◆ **Stated task**: Gather up every line that includes the string "index".

Records with interface code:
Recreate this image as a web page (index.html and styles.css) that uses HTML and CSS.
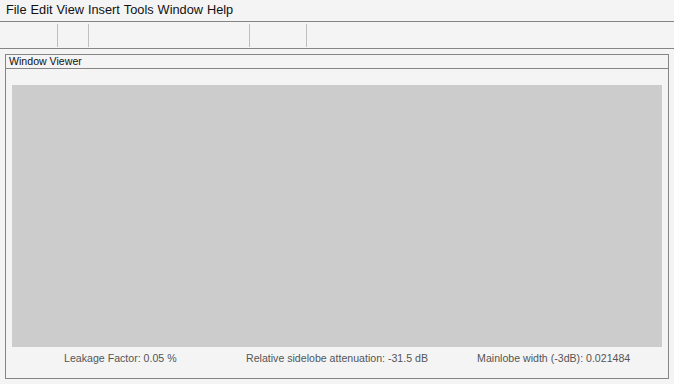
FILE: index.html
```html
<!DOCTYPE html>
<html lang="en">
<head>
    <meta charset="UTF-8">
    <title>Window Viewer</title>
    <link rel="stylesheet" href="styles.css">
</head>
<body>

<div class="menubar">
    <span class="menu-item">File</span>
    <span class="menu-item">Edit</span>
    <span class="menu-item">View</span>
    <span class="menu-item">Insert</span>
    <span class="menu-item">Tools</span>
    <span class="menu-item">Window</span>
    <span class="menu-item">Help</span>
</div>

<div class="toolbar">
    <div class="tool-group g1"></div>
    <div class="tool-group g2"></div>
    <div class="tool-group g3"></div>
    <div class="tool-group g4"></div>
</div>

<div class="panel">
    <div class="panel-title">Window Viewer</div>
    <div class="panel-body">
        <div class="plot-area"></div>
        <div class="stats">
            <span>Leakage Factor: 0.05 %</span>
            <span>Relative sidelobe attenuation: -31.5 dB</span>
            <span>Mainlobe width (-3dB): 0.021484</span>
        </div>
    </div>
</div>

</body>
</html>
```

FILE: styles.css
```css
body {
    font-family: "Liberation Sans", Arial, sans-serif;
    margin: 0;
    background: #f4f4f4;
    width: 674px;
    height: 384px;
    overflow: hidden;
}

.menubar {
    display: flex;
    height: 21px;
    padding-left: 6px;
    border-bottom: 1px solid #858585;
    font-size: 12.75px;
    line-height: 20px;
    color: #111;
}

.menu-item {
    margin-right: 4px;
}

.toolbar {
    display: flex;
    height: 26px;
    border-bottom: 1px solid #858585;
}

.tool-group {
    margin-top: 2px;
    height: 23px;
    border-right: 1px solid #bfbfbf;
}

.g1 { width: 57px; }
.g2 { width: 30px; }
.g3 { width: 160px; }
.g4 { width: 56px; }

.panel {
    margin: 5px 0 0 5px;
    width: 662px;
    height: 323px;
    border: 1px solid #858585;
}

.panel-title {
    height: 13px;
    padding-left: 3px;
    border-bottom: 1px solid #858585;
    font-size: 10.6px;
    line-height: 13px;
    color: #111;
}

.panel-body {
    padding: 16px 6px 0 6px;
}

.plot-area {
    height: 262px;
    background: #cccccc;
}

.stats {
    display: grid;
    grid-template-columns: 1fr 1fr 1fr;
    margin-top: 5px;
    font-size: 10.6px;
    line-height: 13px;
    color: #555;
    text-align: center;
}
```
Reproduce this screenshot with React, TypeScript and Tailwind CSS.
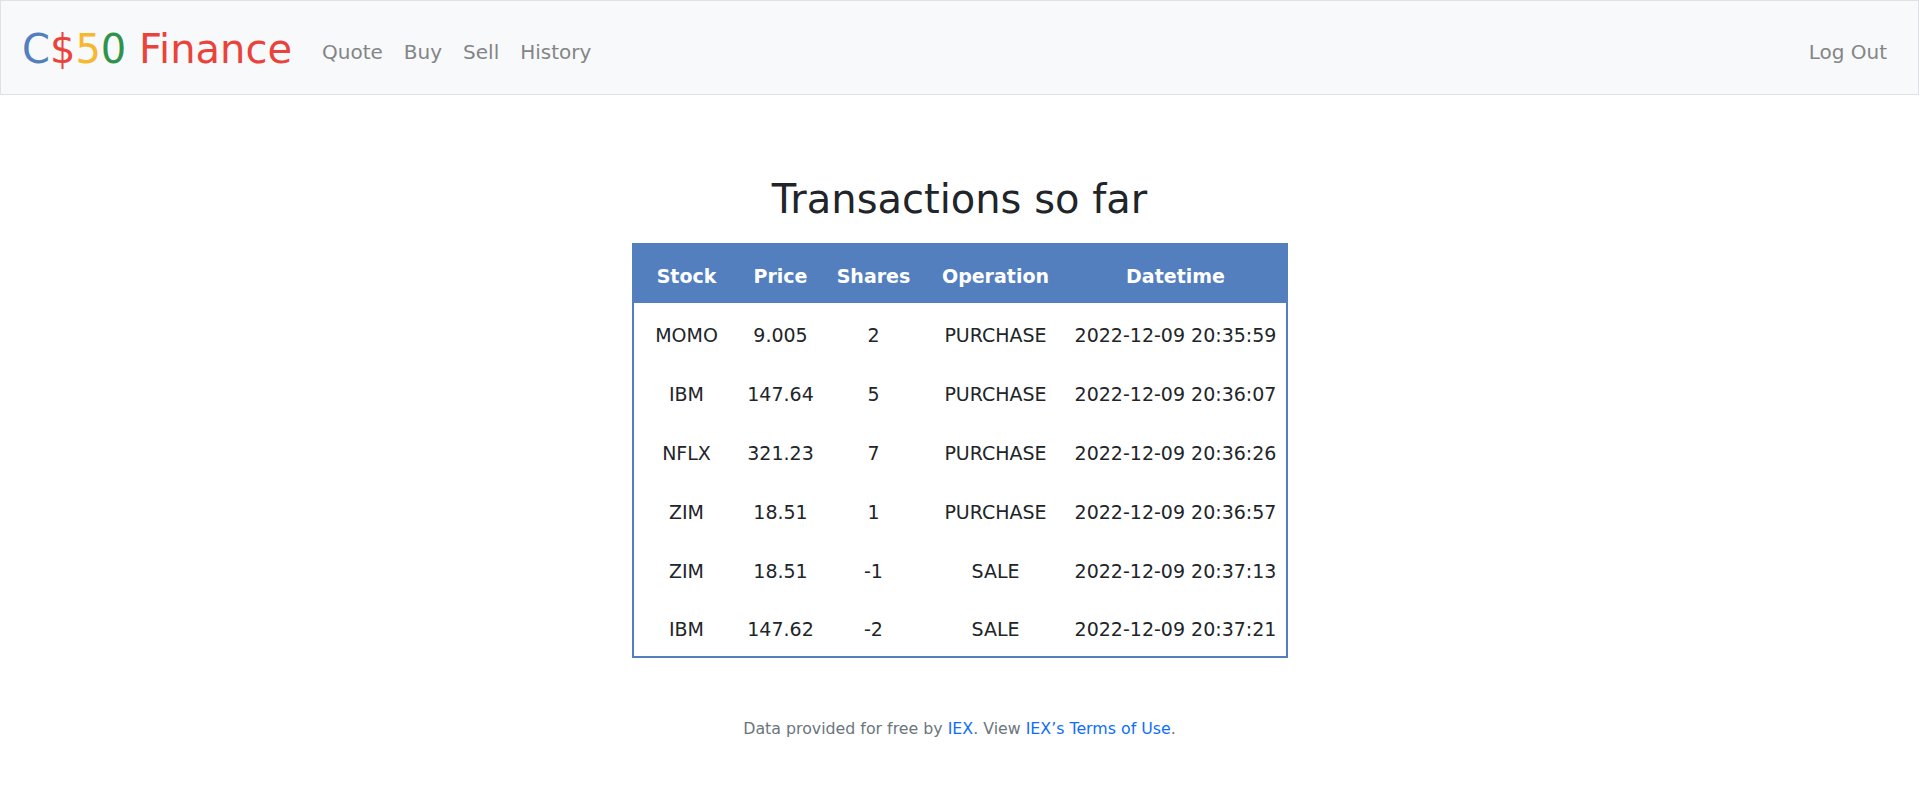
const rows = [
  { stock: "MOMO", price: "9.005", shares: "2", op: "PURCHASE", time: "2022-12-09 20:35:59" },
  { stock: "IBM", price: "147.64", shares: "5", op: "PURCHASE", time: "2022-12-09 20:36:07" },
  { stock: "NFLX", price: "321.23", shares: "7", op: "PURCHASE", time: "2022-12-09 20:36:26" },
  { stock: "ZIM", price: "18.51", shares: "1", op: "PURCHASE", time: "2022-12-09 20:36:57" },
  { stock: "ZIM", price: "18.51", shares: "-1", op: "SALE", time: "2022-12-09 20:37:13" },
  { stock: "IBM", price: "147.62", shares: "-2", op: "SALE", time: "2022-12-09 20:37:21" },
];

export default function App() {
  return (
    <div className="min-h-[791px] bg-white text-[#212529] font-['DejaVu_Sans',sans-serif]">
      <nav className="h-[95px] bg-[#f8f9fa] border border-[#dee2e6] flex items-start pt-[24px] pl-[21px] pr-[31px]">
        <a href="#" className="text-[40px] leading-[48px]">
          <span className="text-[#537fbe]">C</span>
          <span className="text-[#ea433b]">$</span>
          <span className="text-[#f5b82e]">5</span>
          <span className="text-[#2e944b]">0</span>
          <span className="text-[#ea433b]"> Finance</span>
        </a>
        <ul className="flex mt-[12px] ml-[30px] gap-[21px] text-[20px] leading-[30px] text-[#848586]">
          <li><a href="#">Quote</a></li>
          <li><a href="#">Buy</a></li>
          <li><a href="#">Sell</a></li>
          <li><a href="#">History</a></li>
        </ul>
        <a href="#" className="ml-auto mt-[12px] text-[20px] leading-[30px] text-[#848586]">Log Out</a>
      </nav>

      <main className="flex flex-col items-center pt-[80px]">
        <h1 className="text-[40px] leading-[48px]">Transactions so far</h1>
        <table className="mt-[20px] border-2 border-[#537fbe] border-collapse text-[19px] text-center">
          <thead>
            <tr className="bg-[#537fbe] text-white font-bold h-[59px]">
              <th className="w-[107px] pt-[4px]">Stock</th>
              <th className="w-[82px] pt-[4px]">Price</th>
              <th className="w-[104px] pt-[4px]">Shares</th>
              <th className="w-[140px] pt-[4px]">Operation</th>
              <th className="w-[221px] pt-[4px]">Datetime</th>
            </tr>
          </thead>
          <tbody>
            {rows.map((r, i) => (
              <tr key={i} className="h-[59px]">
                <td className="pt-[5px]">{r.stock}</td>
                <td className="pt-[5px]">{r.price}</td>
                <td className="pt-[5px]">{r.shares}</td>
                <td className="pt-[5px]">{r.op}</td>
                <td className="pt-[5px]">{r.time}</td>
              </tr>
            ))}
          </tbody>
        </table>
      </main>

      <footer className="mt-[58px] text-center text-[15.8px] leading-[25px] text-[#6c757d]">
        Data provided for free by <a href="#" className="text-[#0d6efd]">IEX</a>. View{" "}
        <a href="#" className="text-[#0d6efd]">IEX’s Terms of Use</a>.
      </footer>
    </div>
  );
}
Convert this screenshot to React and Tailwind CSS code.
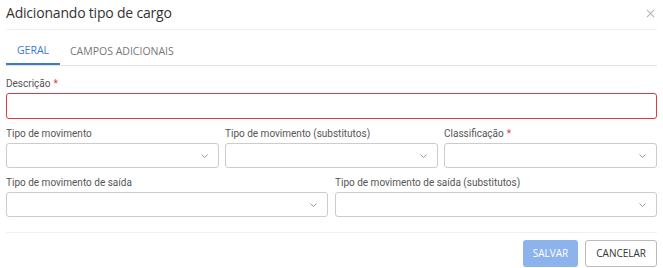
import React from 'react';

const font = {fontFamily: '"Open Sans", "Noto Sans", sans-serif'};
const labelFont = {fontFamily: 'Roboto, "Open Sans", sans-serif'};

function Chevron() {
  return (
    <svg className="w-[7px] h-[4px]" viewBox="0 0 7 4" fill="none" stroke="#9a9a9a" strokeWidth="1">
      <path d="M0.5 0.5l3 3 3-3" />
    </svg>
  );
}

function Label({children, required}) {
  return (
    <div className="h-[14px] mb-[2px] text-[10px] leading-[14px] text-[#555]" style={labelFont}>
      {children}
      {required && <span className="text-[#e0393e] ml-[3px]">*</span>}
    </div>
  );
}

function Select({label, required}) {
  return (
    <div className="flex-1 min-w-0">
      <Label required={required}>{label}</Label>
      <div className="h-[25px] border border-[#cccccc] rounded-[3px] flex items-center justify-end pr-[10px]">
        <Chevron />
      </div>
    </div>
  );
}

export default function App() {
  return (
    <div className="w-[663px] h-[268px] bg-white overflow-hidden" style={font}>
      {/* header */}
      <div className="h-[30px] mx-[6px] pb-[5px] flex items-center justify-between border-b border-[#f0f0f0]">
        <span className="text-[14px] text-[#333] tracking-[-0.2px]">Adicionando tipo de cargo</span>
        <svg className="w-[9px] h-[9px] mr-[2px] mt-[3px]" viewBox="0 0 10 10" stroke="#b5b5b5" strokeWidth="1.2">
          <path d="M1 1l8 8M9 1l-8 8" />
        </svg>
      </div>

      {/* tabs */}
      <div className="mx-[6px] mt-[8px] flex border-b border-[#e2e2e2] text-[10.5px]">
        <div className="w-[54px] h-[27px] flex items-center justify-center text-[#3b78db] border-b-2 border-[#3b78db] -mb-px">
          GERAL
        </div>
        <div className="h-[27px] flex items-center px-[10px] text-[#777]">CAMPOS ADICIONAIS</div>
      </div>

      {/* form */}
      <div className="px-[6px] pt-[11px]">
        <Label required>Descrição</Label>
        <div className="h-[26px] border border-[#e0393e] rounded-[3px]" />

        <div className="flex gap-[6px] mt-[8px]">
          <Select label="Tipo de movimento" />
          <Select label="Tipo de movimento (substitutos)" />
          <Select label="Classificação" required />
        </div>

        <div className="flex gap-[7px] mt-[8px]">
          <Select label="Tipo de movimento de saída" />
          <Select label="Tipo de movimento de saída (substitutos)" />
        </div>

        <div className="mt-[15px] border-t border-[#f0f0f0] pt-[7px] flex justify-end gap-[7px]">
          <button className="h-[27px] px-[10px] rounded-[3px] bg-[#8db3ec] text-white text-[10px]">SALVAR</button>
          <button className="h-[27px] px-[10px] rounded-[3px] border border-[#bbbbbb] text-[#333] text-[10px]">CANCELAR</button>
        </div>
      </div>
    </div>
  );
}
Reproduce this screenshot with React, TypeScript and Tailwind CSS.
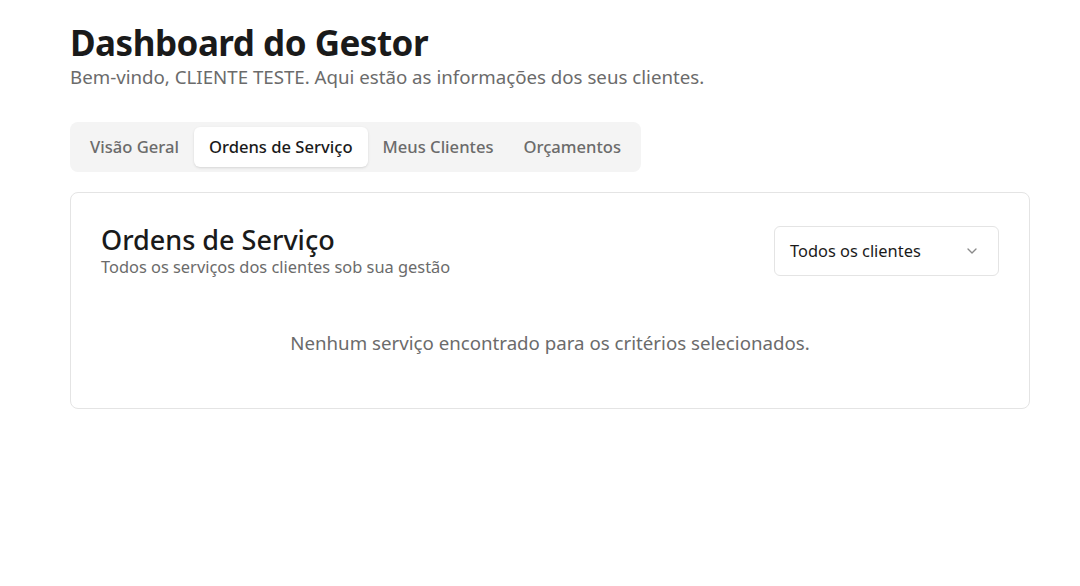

◆ **Answer to this problem**:
Recreate this image as a web page (index.html and styles.css) that uses HTML and CSS.
FILE: index.html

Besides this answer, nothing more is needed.